Mas há mais, muito mais, pois a
especialidade dos nossos dirigentes parece ser a de passarem sempre entre os
pingos a chuva enquanto dão dois pés de dança. De facto, que dizer do silêncio
de Marcelo sobre o impacto nas despesas do Serviço Nacional de Saúde da lei das
35 horas? Há dois anos, quando
promulgou a lei, ameaçou
levá-la ao Tribunal Constitucional se houvesse aumento da despesa. Agora que
essa despesa se materializa, silêncio absoluto – até porque o hábil argumento
da eventual inconstitucionalidade ficou fora de prazo. Em vez disso sobe ao
palco do Rock in Rio de braço dado com António Costa, Ferro Rodrigues e
Catarina Martins para trautear uma
canção que, não
fosse este o elenco de personagens, cairia por certo sob o cutelo censório do
politicamente correcto, se não fosse mesmo acusada de salazarismo.
Entretanto, do lado que verdadeiramente
interessa, o do crescimento económico, as luzes que se acendem vão exactamente
no sentido contrário do desejado. No primeiro trimestre deste ano tivemos um
crescimento anémico (0,4%
em cadeia, 2,1% homólogo) e que ficou aquém das expectativas. Quantos minutos levámos
a debater este tema? Seguramente menos do que as horas dedicadas
à momentosa parolice dos estacionamentos da Madonna e muito menos do que
os diasdedicados a
um tresloucado que esteve aos comandos do Sporting.
Mas não nos incomodemos.
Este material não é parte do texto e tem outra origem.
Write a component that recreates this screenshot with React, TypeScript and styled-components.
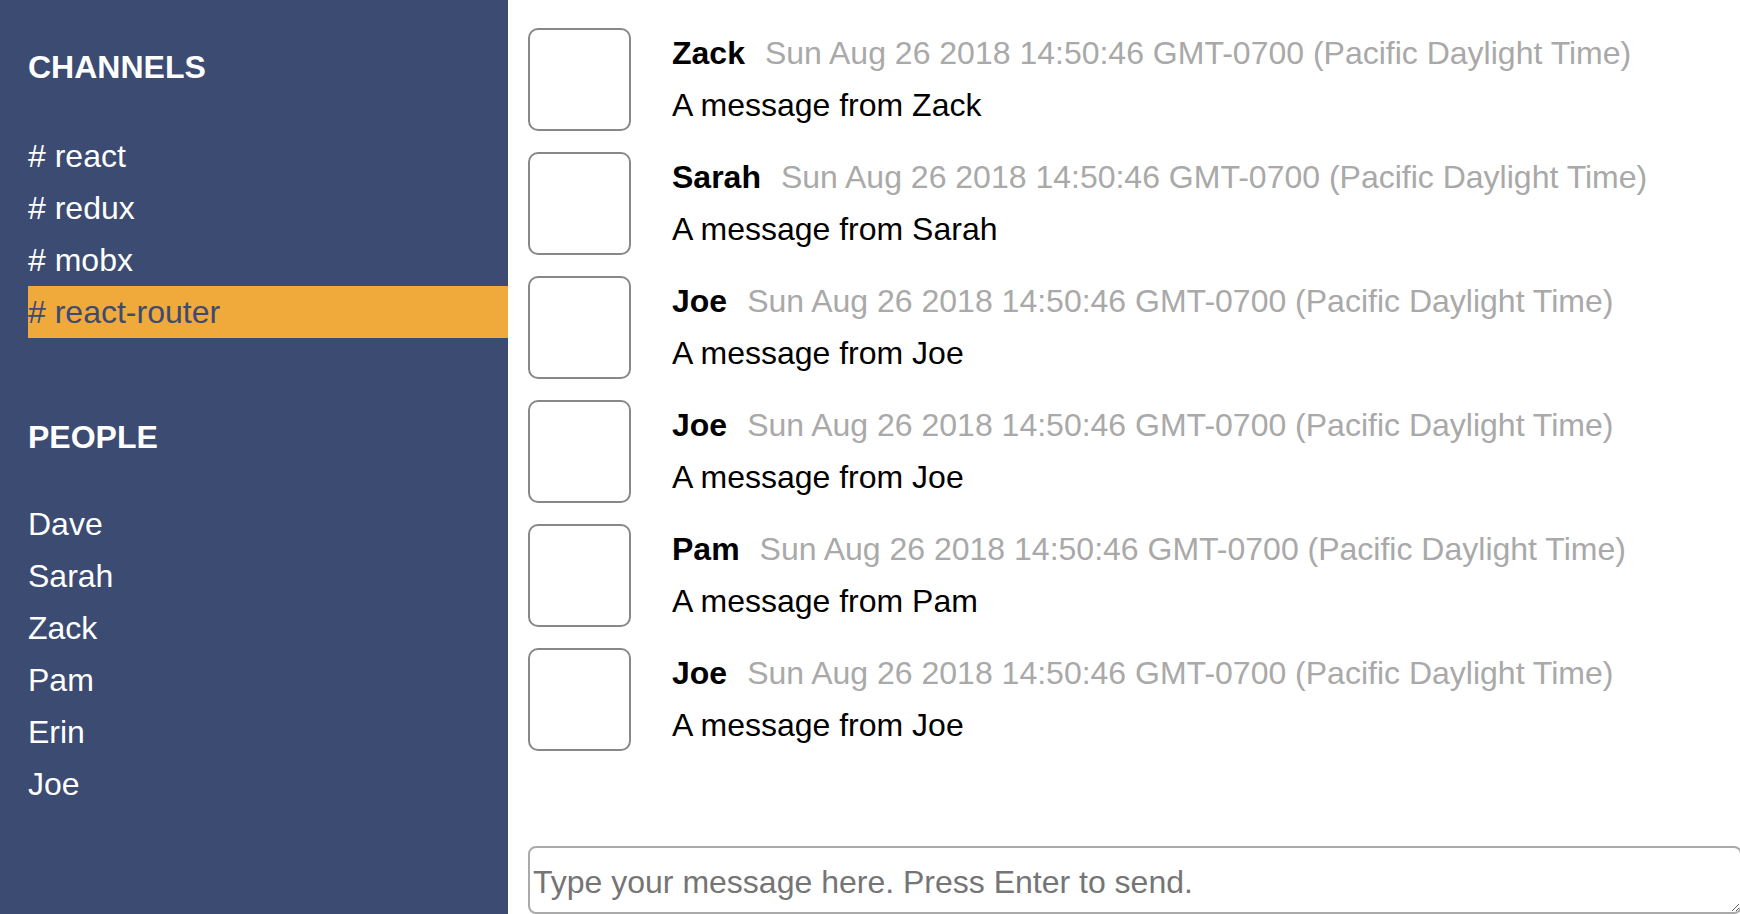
import React from "react";
import styled, { createGlobalStyle } from "styled-components";

const GlobalStyle = createGlobalStyle`
  html, body {
    margin: 0;
    padding: 0;
    overflow: hidden;
  }
  body {
    font-family: "Liberation Sans", Arial, Helvetica, sans-serif;
  }
  * {
    box-sizing: border-box;
  }
`;

const Layout = styled.div`
  display: flex;
  height: 100vh;
  width: 100vw;
`;

const Sidebar = styled.nav`
  width: 508px;
  flex-shrink: 0;
  background: #3c4b71;
  color: #ffffff;
  padding: 49px 0 0 28px;
  display: flex;
  flex-direction: column;
  gap: 81px;
`;

const Section = styled.section`
  display: flex;
  flex-direction: column;
`;

const Heading = styled.h2<{ $gap: number }>`
  margin: 0 0 ${(p) => p.$gap}px;
  font-size: 32px;
  font-weight: bold;
  line-height: 37px;
  color: #ffffff;
`;

const List = styled.ul`
  list-style: none;
  margin: 0;
  padding: 0;
`;

const Item = styled.li<{ $active?: boolean }>`
  height: 52px;
  font-size: 32px;
  line-height: 52px;
  white-space: nowrap;
  background: ${(p) => (p.$active ? "#f0a93b" : "transparent")};
  color: ${(p) => (p.$active ? "#3c4b71" : "#ffffff")};
`;

const Main = styled.main`
  flex: 1;
  min-width: 0;
  display: flex;
  flex-direction: column;
  background: #ffffff;
`;

const Messages = styled.div`
  flex: 1;
  padding: 27px 0 0 20px;
  display: flex;
  flex-direction: column;
  gap: 20px;
  overflow: hidden;
`;

const Row = styled.div`
  display: flex;
  align-items: flex-start;
  gap: 41px;
  height: 104px;
`;

const Avatar = styled.div`
  width: 103px;
  height: 103px;
  flex-shrink: 0;
  margin-top: 1px;
  border: 2px solid #888888;
  border-radius: 10px;
  background: #ffffff;
`;

const Body = styled.div`
  font-size: 32px;
  line-height: 52px;
  color: #000000;
  white-space: nowrap;
`;

const Header = styled.div`
  display: flex;
  align-items: baseline;
`;

const Name = styled.span`
  font-weight: bold;
`;

const Time = styled.span`
  margin-left: 20px;
  color: #a9a9a9;
`;

const Text = styled.div``;

const Composer = styled.textarea`
  display: block;
  flex-shrink: 0;
  margin-left: 20px;
  width: calc(100% - 18px);
  height: 68px;
  border: 2px solid #aaaaaa;
  border-radius: 8px;
  padding: 8px 3px 0;
  font-family: "Liberation Sans", Arial, Helvetica, sans-serif;
  font-size: 32px;
  line-height: 52px;
  color: #000;
  outline: none;
  overflow: hidden;
  &::placeholder {
    color: #757575;
  }
`;

const channels = ["react", "redux", "mobx", "react-router"];
const people = ["Dave", "Sarah", "Zack", "Pam", "Erin", "Joe"];
const stamp = "Sun Aug 26 2018 14:50:46 GMT-0700 (Pacific Daylight Time)";
const messages = ["Zack", "Sarah", "Joe", "Joe", "Pam", "Joe"];

export default function App() {
  return (
    <>
      <GlobalStyle />
      <Layout>
        <Sidebar>
          <Section>
            <Heading $gap={44}>CHANNELS</Heading>
            <List>
              {channels.map((c) => (
                <Item key={c} $active={c === "react-router"}>
                  # {c}
                </Item>
              ))}
            </List>
          </Section>
          <Section>
            <Heading $gap={42}>PEOPLE</Heading>
            <List>
              {people.map((p) => (
                <Item key={p}>{p}</Item>
              ))}
            </List>
          </Section>
        </Sidebar>
        <Main>
          <Messages>
            {messages.map((m, i) => (
              <Row key={i}>
                <Avatar />
                <Body>
                  <Header>
                    <Name>{m}</Name>
                    <Time>{stamp}</Time>
                  </Header>
                  <Text>A message from {m}</Text>
                </Body>
              </Row>
            ))}
          </Messages>
          <Composer placeholder="Type your message here. Press Enter to send." />
        </Main>
      </Layout>
    </>
  );
}
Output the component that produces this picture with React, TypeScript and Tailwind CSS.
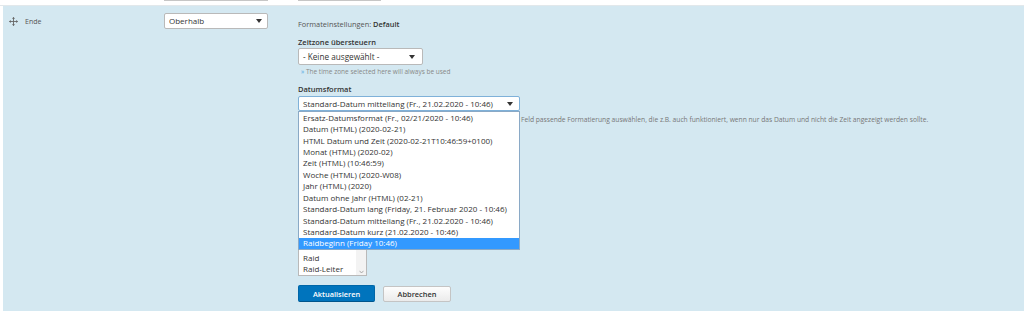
import React from "react";

const items = [
  "Ersatz-Datumsformat (Fr., 02/21/2020 - 10:46)",
  "Datum (HTML) (2020-02-21)",
  "HTML Datum und Zeit (2020-02-21T10:46:59+0100)",
  "Monat (HTML) (2020-02)",
  "Zeit (HTML) (10:46:59)",
  "Woche (HTML) (2020-W08)",
  "Jahr (HTML) (2020)",
  "Datum ohne Jahr (HTML) (02-21)",
  "Standard-Datum lang (Friday, 21. Februar 2020 - 10:46)",
  "Standard-Datum mittellang (Fr., 21.02.2020 - 10:46)",
  "Standard-Datum kurz (21.02.2020 - 10:46)",
  "Raidbeginn (Friday 10:46)",
];

function Arrow() {
  return (
    <svg width="6" height="4" viewBox="0 0 6 4" className="shrink-0">
      <path d="M0 0 L6 0 L3 4 Z" fill="#333" />
    </svg>
  );
}

function MoveIcon() {
  return (
    <svg width="9" height="9" viewBox="0 0 10 10" className="shrink-0">
      <path d="M5 0.5 V9.5 M0.5 5 H9.5" stroke="#666" strokeWidth="1" fill="none" />
      <path d="M5 0 L3.3 2 H6.7 Z M5 10 L3.3 8 H6.7 Z M0 5 L2 3.3 V6.7 Z M10 5 L8 3.3 V6.7 Z" fill="#666" />
    </svg>
  );
}

export default function App() {
  return (
    <div className="w-[1024px] h-[313px] bg-white overflow-hidden font-['Open_Sans','DejaVu_Sans',sans-serif] text-[#333]">
      <div className="h-[6px] border-b border-[#e2e8eb] flex items-start">
        <div className="ml-[164px] w-[104px] h-[1px] bg-[#c6c6c6]" />
        <div className="ml-[30px] w-[83px] h-[1px] bg-[#c6c6c6]" />
      </div>
      <div className="ml-[3px] h-[305px] bg-[#d4e8f1] flex">
        <div className="w-[161px] shrink-0">
          <div className="pl-[6px] pt-[7px] flex items-center gap-[7px] h-[24px] text-[7px] text-[#555] leading-[10px]">
            <MoveIcon />
            <span>Ende</span>
          </div>
        </div>
        <div className="w-[134px] shrink-0 pt-[7px]">
          <div className="w-[104px] h-[16px] bg-white border border-[#b9b9b9] rounded-[2px] flex items-center justify-between pl-[4px] pr-[5px] text-[8px] leading-[10px]">
            <span>Oberhalb</span>
            <Arrow />
          </div>
        </div>
        <div className="flex flex-col items-start">
          <div className="mt-[13px] text-[7.4px] leading-[10px] text-[#555]">
            Formateinstellungen: <span className="font-semibold text-[#333]">Default</span>
          </div>
          <div className="mt-[8px] text-[7.5px] leading-[10px] font-semibold text-[#333]">Zeitzone übersteuern</div>
          <div className="mt-[1px] w-[125px] h-[17px] bg-white border border-[#b9b9b9] rounded-[2px] flex items-center justify-between pl-[4px] pr-[7px] text-[8.2px] leading-[10px]">
            <span>- Keine ausgewählt -</span>
            <Arrow />
          </div>
          <div className="mt-[2px] text-[6.5px] leading-[9px] text-[#888] pl-[3px]">
            <span className="text-[#4aa3df]">»</span> The time zone selected here will always be used
          </div>
          <div className="mt-[8px] text-[7.5px] leading-[10px] font-semibold text-[#333]">Datumsformat</div>
          <div className="relative mt-[2px] w-[222px] h-[15px] bg-white border border-[#7fb1d9] rounded-[2px] flex items-center justify-between pl-[4px] pr-[6px] text-[8px] leading-[10px] z-10">
            <span>Standard-Datum mittellang (Fr., 21.02.2020 - 10:46)</span>
            <Arrow />
            <div className="absolute left-[-1px] top-[14px] w-[222px] h-[139px] bg-white border border-[#8aa9c6] flex flex-col">
              {items.map((t, i) => (
                <div
                  key={t}
                  className={
                    "h-[11.45px] flex items-center pl-[4px] text-[8px] leading-[10px] whitespace-nowrap " +
                    (i === items.length - 1 ? "bg-[#3399ff] text-white" : "text-[#333]")
                  }
                >
                  {t}
                </div>
              ))}
            </div>
          </div>
          <div className="mt-[3.5px] text-[6.7px] leading-[9px] text-[#777] whitespace-nowrap pl-[223px]">
            Feld passende Formatierung auswählen, die z.B. auch funktioniert, wenn nur das Datum und nicht die Zeit angezeigt werden sollte.
          </div>
          <div className="mt-[117.5px] w-[69px] h-[35px] bg-white border border-[#b9b9b9] flex">
            <div className="flex-1 flex flex-col text-[8px] leading-[10px] text-[#333]">
              <div className="h-[11px] flex items-center pl-[4px]">Termin</div>
              <div className="h-[11.5px] flex items-center pl-[4px]">Raid</div>
              <div className="h-[11.5px] flex items-center pl-[4px]">Raid-Leiter</div>
            </div>
            <div className="w-[10px] bg-[#f3f3f3] flex flex-col justify-end items-center pb-[1px]">
              <svg width="5" height="4" viewBox="0 0 5 4">
                <path d="M0.5 0.8 L2.5 3 L4.5 0.8" stroke="#999" strokeWidth="0.8" fill="none" />
              </svg>
            </div>
          </div>
          <div className="mt-[9px] flex items-start">
            <div className="w-[77px] h-[17px] bg-[#0074bd] border border-[#0066a8] border-b-[#00558c] rounded-[2px] flex items-center justify-center text-white text-[7.4px] font-semibold leading-[10px]">
              Aktualisieren
            </div>
            <div className="ml-[8px] mt-[1px] w-[68px] h-[16px] bg-gradient-to-b from-[#fdfdfd] to-[#ebebeb] border border-[#c4c4c4] rounded-[2px] flex items-center justify-center text-[#333] text-[7.4px] font-semibold leading-[10px]">
              Abbrechen
            </div>
          </div>
        </div>
      </div>
    </div>
  );
}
Ao menos as
redes sociais já não fervem de indignação, antes nos vão mostrando como os
portugueses voltaram às praias, aos bons restaurantes, às viagens ao
estrangeiro e às doçuras da silly
season. É assim que, pelo menos até ao próximo sobressalto,
ou ao próximo “diabo”, continuaremos a ser silly todo o ano.